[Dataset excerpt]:
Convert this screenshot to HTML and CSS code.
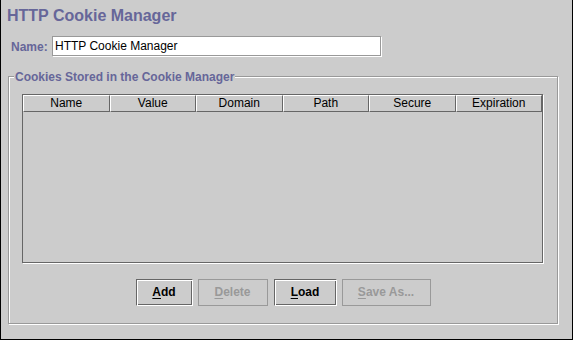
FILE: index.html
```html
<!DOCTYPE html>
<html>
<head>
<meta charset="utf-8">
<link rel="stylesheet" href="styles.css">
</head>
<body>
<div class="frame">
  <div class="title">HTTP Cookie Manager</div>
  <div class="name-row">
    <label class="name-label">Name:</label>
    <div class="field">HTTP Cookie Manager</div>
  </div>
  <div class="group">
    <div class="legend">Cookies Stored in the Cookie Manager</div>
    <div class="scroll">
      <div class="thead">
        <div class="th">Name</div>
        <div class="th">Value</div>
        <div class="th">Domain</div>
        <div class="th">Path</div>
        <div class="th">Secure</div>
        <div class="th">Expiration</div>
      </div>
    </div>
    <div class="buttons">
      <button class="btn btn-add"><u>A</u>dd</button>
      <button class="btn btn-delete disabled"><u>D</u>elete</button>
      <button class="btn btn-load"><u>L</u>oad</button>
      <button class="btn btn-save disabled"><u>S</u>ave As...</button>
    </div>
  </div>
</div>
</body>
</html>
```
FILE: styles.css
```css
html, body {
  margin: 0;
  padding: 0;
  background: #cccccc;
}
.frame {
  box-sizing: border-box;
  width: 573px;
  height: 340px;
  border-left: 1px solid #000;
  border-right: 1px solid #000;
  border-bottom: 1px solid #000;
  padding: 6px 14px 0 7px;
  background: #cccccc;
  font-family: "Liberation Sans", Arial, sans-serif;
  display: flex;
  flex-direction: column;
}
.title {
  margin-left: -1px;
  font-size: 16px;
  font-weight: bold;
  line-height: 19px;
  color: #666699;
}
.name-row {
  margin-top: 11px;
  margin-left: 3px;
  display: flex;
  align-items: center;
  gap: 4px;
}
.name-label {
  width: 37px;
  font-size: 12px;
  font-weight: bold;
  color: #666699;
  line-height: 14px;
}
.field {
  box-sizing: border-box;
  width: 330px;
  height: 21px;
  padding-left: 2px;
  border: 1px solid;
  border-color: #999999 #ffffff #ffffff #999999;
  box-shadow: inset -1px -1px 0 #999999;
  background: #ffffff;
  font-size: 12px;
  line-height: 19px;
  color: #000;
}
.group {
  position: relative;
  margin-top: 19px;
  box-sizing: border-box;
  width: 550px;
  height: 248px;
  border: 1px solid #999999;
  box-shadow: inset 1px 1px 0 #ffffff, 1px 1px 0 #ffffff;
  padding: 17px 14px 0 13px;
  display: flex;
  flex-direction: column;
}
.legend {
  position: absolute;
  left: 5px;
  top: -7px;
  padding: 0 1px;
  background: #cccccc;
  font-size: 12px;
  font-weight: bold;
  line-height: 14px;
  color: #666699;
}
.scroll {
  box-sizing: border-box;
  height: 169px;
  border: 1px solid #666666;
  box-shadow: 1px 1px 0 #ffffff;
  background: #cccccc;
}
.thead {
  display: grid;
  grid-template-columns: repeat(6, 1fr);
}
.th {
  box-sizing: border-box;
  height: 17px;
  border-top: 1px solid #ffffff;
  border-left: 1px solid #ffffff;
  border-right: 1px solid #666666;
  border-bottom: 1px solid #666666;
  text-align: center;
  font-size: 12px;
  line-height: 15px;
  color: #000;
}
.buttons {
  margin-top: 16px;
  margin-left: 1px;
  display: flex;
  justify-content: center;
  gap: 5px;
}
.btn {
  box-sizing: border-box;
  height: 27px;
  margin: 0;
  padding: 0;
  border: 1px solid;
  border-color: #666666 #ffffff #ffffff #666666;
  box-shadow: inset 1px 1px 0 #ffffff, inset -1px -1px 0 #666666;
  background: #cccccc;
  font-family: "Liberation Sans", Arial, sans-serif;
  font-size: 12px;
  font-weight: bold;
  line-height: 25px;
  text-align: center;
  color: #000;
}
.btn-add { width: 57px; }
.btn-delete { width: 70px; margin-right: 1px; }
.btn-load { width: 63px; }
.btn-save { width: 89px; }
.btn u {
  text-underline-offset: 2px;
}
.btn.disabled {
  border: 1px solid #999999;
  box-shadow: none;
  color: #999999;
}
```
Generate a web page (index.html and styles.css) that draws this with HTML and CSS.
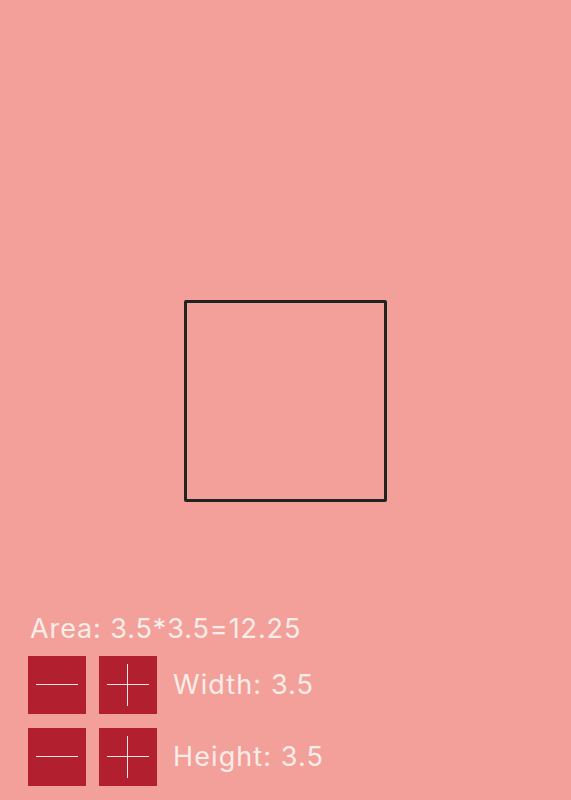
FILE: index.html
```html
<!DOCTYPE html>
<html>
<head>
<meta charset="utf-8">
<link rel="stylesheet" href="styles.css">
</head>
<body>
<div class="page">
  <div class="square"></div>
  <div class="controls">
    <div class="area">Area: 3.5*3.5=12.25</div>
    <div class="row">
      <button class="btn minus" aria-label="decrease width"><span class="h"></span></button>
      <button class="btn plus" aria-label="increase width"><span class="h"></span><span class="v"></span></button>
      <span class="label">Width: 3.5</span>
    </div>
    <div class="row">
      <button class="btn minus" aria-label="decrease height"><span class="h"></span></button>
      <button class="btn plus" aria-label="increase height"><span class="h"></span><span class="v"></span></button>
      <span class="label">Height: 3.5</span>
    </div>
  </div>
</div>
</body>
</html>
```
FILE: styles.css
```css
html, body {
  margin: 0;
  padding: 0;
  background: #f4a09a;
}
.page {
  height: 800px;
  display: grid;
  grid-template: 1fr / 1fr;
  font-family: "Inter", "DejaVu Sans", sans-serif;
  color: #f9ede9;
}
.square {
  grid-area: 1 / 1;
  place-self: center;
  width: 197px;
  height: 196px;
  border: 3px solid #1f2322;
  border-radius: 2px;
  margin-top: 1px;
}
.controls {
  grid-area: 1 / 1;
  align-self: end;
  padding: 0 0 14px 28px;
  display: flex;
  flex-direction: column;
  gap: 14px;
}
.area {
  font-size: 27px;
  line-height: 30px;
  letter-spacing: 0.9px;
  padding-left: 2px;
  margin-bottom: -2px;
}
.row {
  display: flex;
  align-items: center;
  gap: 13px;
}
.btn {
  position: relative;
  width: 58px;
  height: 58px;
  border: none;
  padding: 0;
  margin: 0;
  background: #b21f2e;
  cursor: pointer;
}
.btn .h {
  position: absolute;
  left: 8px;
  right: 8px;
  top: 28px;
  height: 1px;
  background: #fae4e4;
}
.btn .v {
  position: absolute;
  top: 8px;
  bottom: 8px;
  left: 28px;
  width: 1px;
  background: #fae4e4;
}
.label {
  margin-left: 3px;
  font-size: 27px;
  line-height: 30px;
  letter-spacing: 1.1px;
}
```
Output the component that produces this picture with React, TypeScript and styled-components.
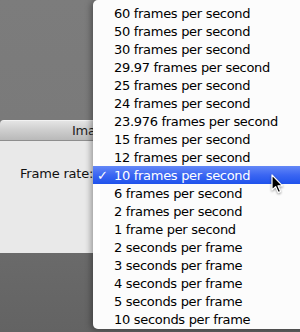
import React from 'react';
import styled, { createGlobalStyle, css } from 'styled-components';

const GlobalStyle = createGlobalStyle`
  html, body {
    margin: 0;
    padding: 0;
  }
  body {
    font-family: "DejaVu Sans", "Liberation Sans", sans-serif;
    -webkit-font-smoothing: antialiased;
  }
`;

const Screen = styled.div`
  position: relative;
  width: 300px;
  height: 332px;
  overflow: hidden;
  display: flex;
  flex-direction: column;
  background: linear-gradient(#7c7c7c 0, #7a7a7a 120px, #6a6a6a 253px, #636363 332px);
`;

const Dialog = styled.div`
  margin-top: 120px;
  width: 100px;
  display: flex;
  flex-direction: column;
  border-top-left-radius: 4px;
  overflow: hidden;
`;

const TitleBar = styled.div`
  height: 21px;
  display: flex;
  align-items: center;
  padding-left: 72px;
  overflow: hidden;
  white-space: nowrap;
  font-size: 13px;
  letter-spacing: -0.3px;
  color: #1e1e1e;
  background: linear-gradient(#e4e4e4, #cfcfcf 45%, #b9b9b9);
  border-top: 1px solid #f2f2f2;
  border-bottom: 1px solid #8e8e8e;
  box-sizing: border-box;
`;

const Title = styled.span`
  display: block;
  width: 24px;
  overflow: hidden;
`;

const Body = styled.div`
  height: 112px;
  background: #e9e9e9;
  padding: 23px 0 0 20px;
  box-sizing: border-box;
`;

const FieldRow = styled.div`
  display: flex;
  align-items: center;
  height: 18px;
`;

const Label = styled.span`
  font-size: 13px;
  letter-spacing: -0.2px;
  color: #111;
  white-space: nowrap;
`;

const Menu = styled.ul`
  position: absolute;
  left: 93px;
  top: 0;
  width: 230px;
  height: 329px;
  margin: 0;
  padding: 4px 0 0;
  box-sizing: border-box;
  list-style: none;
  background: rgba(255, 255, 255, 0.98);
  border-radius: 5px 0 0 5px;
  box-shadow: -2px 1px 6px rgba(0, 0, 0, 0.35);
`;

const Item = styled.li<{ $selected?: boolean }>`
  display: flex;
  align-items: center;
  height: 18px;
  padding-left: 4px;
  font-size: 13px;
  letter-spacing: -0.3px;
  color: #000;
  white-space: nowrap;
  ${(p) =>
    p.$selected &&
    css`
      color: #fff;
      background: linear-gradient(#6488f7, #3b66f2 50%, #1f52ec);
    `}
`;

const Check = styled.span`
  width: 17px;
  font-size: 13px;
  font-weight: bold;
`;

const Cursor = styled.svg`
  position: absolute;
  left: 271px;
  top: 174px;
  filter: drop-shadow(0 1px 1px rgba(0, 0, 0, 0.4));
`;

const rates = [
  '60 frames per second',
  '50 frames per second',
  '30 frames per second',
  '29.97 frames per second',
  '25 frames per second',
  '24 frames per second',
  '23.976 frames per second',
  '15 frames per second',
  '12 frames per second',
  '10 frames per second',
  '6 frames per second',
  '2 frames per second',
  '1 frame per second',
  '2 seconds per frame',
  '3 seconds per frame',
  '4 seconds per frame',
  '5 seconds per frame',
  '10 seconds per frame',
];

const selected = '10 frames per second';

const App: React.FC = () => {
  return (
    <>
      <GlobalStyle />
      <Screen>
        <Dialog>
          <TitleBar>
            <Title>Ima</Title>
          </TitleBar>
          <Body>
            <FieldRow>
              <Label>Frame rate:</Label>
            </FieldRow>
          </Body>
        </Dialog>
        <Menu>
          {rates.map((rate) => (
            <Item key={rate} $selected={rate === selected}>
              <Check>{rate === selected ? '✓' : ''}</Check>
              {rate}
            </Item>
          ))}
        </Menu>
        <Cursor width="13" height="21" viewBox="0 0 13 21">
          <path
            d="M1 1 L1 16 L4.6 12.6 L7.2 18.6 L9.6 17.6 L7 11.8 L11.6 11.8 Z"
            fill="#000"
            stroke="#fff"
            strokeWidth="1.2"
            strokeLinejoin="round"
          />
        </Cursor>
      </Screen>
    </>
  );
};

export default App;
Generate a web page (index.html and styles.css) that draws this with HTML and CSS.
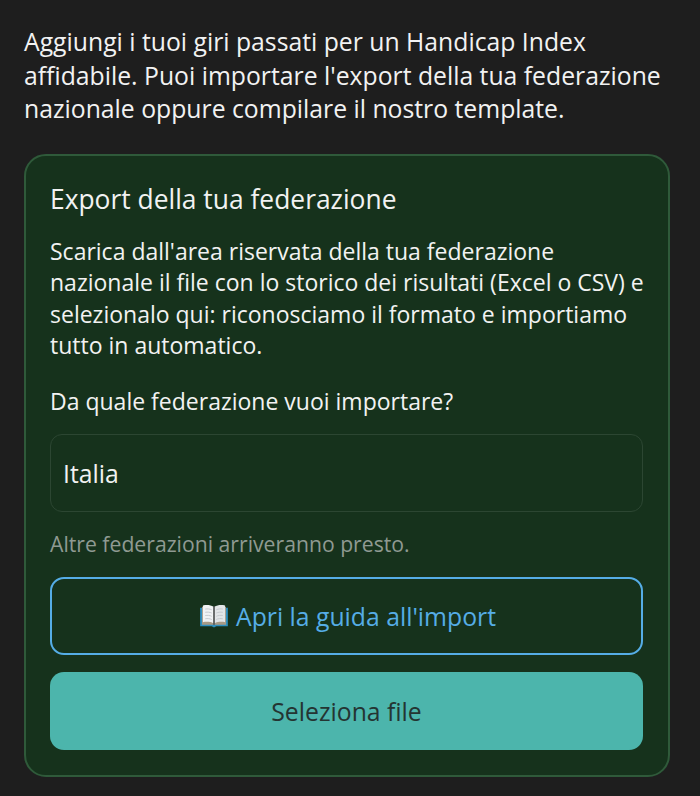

[Objective]: Each line that has the word "page" should be copied.

[Solved exercise]:
Generate a web page (index.html and styles.css) that draws this with HTML and CSS.
<div class="page">
.page {
Generate a web page (index.html and styles.css) that draws this with HTML and CSS.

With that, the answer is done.